PROMPT
Report each line of the data that includes the word "index".

AVAILABLE DATA
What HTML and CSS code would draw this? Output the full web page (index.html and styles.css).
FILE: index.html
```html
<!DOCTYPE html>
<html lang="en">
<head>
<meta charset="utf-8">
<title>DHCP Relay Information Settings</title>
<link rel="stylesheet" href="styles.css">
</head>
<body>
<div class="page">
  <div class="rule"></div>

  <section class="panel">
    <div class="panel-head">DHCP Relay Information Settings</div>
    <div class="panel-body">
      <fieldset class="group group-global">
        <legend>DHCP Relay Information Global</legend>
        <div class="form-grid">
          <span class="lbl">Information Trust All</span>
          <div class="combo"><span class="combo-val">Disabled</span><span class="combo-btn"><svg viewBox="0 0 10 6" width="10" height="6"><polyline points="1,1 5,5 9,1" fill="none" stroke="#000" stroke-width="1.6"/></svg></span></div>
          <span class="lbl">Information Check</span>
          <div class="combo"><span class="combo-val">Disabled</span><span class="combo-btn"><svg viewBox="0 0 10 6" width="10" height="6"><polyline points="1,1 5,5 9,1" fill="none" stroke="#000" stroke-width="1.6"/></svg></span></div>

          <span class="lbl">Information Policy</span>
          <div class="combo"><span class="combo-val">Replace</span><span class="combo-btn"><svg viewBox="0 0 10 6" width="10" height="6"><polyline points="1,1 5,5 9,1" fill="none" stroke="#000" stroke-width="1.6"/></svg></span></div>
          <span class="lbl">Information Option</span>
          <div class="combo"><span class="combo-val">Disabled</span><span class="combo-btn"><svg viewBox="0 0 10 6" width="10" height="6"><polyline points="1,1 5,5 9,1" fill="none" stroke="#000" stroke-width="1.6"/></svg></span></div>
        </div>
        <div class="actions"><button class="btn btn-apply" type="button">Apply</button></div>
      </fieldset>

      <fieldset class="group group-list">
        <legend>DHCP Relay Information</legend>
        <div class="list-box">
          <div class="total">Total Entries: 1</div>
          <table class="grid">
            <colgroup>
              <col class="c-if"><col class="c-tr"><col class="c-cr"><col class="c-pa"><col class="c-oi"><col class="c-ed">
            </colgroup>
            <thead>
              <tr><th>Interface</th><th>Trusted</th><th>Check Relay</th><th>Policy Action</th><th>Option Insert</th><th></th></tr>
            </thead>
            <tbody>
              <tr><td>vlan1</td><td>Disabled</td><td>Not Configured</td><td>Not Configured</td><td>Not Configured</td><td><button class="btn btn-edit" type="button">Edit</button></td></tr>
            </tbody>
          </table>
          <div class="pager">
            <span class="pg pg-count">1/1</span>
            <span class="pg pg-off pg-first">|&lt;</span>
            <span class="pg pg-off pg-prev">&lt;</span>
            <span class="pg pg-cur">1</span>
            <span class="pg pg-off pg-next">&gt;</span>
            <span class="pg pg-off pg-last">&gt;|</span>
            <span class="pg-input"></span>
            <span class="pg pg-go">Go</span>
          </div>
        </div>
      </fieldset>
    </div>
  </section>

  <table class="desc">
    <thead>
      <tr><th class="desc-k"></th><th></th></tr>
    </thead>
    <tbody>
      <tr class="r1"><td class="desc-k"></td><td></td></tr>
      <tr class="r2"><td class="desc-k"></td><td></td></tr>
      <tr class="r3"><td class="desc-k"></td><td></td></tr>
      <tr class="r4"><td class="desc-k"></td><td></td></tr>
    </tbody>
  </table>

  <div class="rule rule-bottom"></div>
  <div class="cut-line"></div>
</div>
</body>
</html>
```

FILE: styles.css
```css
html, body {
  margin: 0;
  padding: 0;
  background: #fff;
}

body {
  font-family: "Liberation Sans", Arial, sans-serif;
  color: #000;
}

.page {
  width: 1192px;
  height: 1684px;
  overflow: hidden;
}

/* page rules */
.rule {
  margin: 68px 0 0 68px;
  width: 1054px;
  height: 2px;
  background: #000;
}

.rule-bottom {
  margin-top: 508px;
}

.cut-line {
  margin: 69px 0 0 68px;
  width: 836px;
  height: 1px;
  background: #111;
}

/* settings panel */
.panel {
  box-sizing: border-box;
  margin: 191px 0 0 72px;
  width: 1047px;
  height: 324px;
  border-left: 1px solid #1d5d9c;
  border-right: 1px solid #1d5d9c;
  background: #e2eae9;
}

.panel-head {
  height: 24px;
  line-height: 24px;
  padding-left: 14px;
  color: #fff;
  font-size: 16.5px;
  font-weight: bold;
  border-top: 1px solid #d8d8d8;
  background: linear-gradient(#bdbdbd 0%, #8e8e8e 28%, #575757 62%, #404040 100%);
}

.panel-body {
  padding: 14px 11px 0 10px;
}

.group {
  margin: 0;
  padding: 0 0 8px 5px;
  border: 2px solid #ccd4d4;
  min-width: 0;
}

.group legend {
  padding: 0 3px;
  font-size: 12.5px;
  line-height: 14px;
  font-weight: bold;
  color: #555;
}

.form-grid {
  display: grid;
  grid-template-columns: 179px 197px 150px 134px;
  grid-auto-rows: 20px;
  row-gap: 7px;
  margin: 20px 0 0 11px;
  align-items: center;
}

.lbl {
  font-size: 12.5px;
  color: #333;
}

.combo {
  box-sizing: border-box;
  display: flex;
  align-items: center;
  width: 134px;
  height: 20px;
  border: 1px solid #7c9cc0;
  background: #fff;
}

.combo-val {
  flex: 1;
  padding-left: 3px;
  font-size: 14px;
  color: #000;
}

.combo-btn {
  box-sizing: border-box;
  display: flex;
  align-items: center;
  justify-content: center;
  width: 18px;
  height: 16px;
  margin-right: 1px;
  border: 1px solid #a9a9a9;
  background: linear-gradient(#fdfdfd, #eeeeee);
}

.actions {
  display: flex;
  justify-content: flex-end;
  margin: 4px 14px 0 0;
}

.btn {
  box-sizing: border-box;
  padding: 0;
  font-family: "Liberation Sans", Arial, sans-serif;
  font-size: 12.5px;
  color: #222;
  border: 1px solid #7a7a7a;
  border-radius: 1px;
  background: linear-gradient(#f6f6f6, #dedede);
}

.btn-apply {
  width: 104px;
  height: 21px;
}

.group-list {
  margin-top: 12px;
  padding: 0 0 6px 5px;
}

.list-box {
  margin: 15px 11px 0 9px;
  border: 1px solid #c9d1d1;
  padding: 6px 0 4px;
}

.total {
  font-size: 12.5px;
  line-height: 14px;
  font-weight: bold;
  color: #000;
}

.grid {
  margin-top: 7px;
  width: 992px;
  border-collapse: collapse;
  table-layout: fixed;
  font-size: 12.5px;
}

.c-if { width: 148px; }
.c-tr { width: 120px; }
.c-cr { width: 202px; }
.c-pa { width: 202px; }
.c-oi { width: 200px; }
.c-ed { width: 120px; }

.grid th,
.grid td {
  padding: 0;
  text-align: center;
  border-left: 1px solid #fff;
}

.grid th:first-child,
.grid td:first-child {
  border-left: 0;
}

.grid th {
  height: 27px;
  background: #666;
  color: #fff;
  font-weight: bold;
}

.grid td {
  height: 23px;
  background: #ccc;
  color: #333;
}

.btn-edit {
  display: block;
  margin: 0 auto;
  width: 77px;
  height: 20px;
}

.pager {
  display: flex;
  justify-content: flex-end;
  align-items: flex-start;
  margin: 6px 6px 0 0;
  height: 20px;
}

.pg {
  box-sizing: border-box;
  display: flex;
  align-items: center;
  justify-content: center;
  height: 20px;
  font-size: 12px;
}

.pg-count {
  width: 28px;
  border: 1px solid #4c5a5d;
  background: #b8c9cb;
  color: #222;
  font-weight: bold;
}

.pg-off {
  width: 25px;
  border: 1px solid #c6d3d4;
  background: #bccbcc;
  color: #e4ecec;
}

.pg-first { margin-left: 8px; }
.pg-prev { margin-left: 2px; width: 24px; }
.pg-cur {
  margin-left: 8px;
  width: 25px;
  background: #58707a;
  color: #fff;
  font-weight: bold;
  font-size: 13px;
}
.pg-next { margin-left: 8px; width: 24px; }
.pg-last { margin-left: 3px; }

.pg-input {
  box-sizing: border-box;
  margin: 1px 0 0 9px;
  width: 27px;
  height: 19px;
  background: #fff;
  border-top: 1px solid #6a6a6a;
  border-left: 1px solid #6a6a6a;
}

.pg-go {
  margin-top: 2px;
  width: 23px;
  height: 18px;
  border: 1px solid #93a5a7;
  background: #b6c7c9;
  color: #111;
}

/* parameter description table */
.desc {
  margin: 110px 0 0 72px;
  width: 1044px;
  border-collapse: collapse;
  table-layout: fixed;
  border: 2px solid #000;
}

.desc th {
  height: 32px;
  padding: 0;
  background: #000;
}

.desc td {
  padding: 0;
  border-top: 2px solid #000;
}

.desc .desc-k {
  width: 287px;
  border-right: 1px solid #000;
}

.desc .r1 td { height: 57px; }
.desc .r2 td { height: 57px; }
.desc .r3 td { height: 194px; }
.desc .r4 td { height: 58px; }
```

SOLUTION FOR THIS EXERCISE
What HTML and CSS code would draw this? Output the full web page (index.html and styles.css).
FILE: index.html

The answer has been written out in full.